Henk Potts, equity strategist at Barclays Private Clients, said of Mr Morrison's position: "It was a bit like being one of the wives of Henry VIII. You know you're going to get the chop. It's just a question of when.
"You cannot oversee something like the ITV Digital debacle and expect to survive. It was widely expected that someone would carry the can. Institutions sided with Allen."
Although Mr Morrison will be seen by most as the "sacrificial lamb", Granada would like us to believe the management changes confirmed yesterday are not retribution, but a way to draw a line under its past mistakes, with ITV Digital finally having closed earlier this year.
Mr Morrison's role and authority at Granada appears to be significantly less than the surprisingly central role allowed to Gerry Murphy at Carlton by his executive chairman, Michael Green. It would now seem that the future merged ITV will have as its chairman Charles Allen, a softly-spoken bachelor who has a reputation for treating underlings with courtesy (unlike many media barons). Mr Murphy, who has won fans in the City, would probably be chief executive of the combined ITV.
There have been too many ITV executives around. It was and remains a top-heavy and dysfunctional organisation. The numbers are slowly being reduced to a more sensible line-up of chiefs. The chief executive of ITV has gone, there is no director of programmes at ITV, Nigel Walmsley left the board at Carlton. Now Mr Morrison has moved on, after spending most of his professional life at Granada.
Mr Morrison is a former journalist and award-winning television producer. Critics have questioned his suitability to be the chief executive of a big publicly listed company and he appeared not to enjoy any particular following in the City.

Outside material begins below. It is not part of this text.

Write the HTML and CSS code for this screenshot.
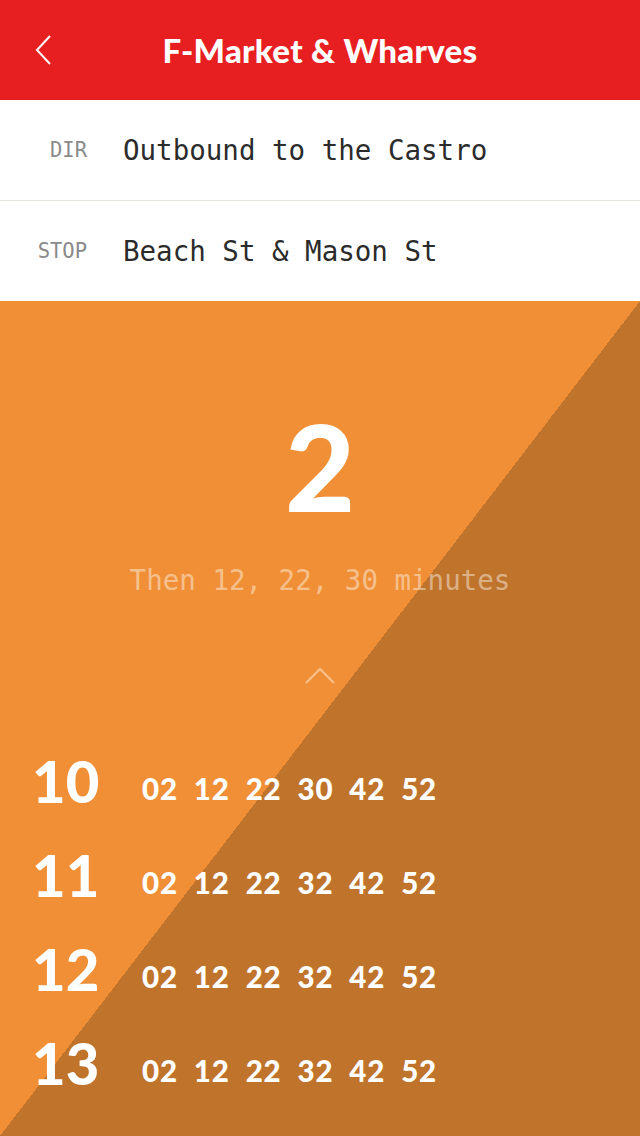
FILE: index.html
```html
<!DOCTYPE html>
<html lang="en">
<head>
<meta charset="utf-8">
<title>F-Market &amp; Wharves</title>
<link rel="stylesheet" href="styles.css">
</head>
<body>
<div class="app">
  <header class="topbar">
    <div class="back">
      <svg width="16" height="30" viewBox="0 0 16 30" aria-hidden="true">
        <polyline points="15,1 2,15 15,29" fill="none" stroke="#fff" stroke-width="2"/>
      </svg>
    </div>
    <h1 class="title">F-Market &amp; Wharves</h1>
    <div></div>
  </header>

  <section class="info">
    <div class="info-row">
      <span class="label">DIR</span>
      <span class="value">Outbound to the Castro</span>
    </div>
    <div class="info-row">
      <span class="label">STOP</span>
      <span class="value">Beach St &amp; Mason St</span>
    </div>
  </section>

  <main class="arrivals">
    <div class="next">2</div>
    <div class="then">Then 12, 22, 30 minutes</div>
    <div class="up">
      <svg width="30" height="17" viewBox="0 0 30 17" aria-hidden="true">
        <polyline points="1,16 15,2 29,16" fill="none" stroke="rgba(255,255,255,0.45)" stroke-width="2"/>
      </svg>
    </div>
    <div class="schedule">
      <div class="hour">10</div>
      <div class="mins"><span>02</span><span>12</span><span>22</span><span>30</span><span>42</span><span>52</span></div>
      <div class="hour">11</div>
      <div class="mins"><span>02</span><span>12</span><span>22</span><span>32</span><span>42</span><span>52</span></div>
      <div class="hour">12</div>
      <div class="mins"><span>02</span><span>12</span><span>22</span><span>32</span><span>42</span><span>52</span></div>
      <div class="hour">13</div>
      <div class="mins"><span>02</span><span>12</span><span>22</span><span>32</span><span>42</span><span>52</span></div>
    </div>
  </main>
</div>
</body>
</html>
```

FILE: styles.css
```css
html, body {
  margin: 0;
  padding: 0;
}
body {
  width: 640px;
  height: 1136px;
  overflow: hidden;
  font-family: "Lato", "Noto Sans", sans-serif;
}
.app {
  display: flex;
  flex-direction: column;
  height: 1136px;
}
.topbar {
  height: 100px;
  flex: none;
  background: #e81f21;
  display: grid;
  grid-template-columns: 1fr auto 1fr;
  align-items: center;
}
.back {
  padding-left: 35px;
  display: flex;
  align-items: center;
}
.back svg {
  display: block;
}
.title {
  margin: 0;
  color: #fff;
  font-family: "Lato", sans-serif;
  font-weight: 900;
  font-size: 33px;
  line-height: 1;
  letter-spacing: 0.3px;
}
.info {
  background: #fff;
  flex: none;
}
.info-row {
  height: 100px;
  display: flex;
  align-items: center;
  gap: 36px;
}
.info-row + .info-row {
  border-top: 1px solid #e6e6e0;
}
.label {
  width: 87px;
  text-align: right;
  font-family: "DejaVu Sans Mono", "Liberation Mono", monospace;
  font-size: 20.5px;
  color: #8a8a8a;
}
.value {
  font-family: "DejaVu Sans Mono", "Liberation Mono", monospace;
  font-size: 27.5px;
  color: #2b2b2b;
}
.arrivals {
  flex: 1;
  background: linear-gradient(to bottom right, #f08f36 50%, #c0732a 50%);
  display: flex;
  flex-direction: column;
  align-items: center;
  padding-top: 104px;
  color: #fff;
}
.next {
  font-family: "Lato", sans-serif;
  font-weight: 900;
  font-size: 121px;
  line-height: 121px;
  height: 121px;
}
.then {
  margin-top: 38px;
  font-family: "DejaVu Sans Mono", "Liberation Mono", monospace;
  font-size: 27.5px;
  line-height: 33px;
  color: rgba(255, 255, 255, 0.45);
}
.up {
  margin-top: 70px;
  height: 17px;
}
.up svg {
  display: block;
}
.schedule {
  align-self: stretch;
  margin-top: 50px;
  padding-left: 32px;
  display: grid;
  grid-template-columns: 110px auto;
  grid-auto-rows: 94px;
  align-items: baseline;
  justify-content: start;
}
.hour {
  font-family: "Lato", sans-serif;
  font-weight: 900;
  font-size: 58px;
  line-height: 94px;
}
.mins {
  display: flex;
  gap: 16px;
  font-family: "Lato", sans-serif;
  font-weight: 900;
  font-size: 29.5px;
  letter-spacing: 0.8px;
  position: relative;
  top: -3px;
}
```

Mr Morrison said: "Twenty-eight years at Granada is a very good innings and now I would like to turn my hand to something new."
There was certainly shareholder anger at Mr Allen but it appears not to have been directed effectively at the company – perhaps because Granada's non-executive directors, the usual channel for investor discontent, are headed by Gerry Robinson, the man who used to run Granada and anointed Mr Allen as his successor. Perhaps the best measure of dissatisfaction can be measured in the way Granada shares have been sold off in the past couple of years.
While, rumbling of discontent from shareholders about Mr Allen have been less than might be expected against a man who has presided over such a destruction of shareholder value, it seems impossible to find any investors willing to praise the Granada management. And it is hard to believe that Mr Allen can go on as chairman unless he can deliver an improvement in Granada's performance and not preside over any more major mistakes.
Paul Richards, an analyst at Numis, said: "You've got to have a balance between people with experience and the infusion of new blood."
Some investors however questioned the new structure at Granada, with two managers promotions to just below board level. Mick Desmond was yesterday appointed "chief executive" of broadcasting and Simon Shaps is "chief executive" of content. Jules Burns will continue as "managing director" of operations. Sir George Russell, a business grandee and former TV regulator, was brought in as non-executive deputy chairman.
A fund manager at one major Granada shareholder said: "That's three new roles created. It leaves five people doing the work that was previously done by two [Mr Allen and Mr Morrison]."
An analyst said it was surprising that an "old guard" figure such as Sir George, with no operational media experience, had been recruited. "You'd think you'd need someone with a fresh perspective," he said.
It seems that Sir George has been brought in not only to allay concerns that too much power is now concentrated in the hands of Mr Allen, but because the major strategic issue now confronting Granada is a regulatory one: how to get a merger with Carlton past competition watchdogs. Sir George, a former head of the Independent Television Commission, which oversees the commercial sector, will be based at Granada's headquarters.
ITV must find ways of improving its appalling recent audience rating record and hope that a sustained recovery in advertising will soon take hold. Mr Allen and Sir George will spend much of their time plotting a way to gobble up Carlton in the next 12 months, a deal allowed in the Communications Bill now passing through parliament. They must find a way of buying Carlton even though the combined companies would have more than 50 per cent of television advertising sales – a level of market share which would ordinarily lead to the competition regulators blocking the deal.
Carlton does not believe a merger is possible on this timescale and even appears to prefer the prospect of selling out to an American company instead. Mr Allen has plenty of battles to win ahead of him.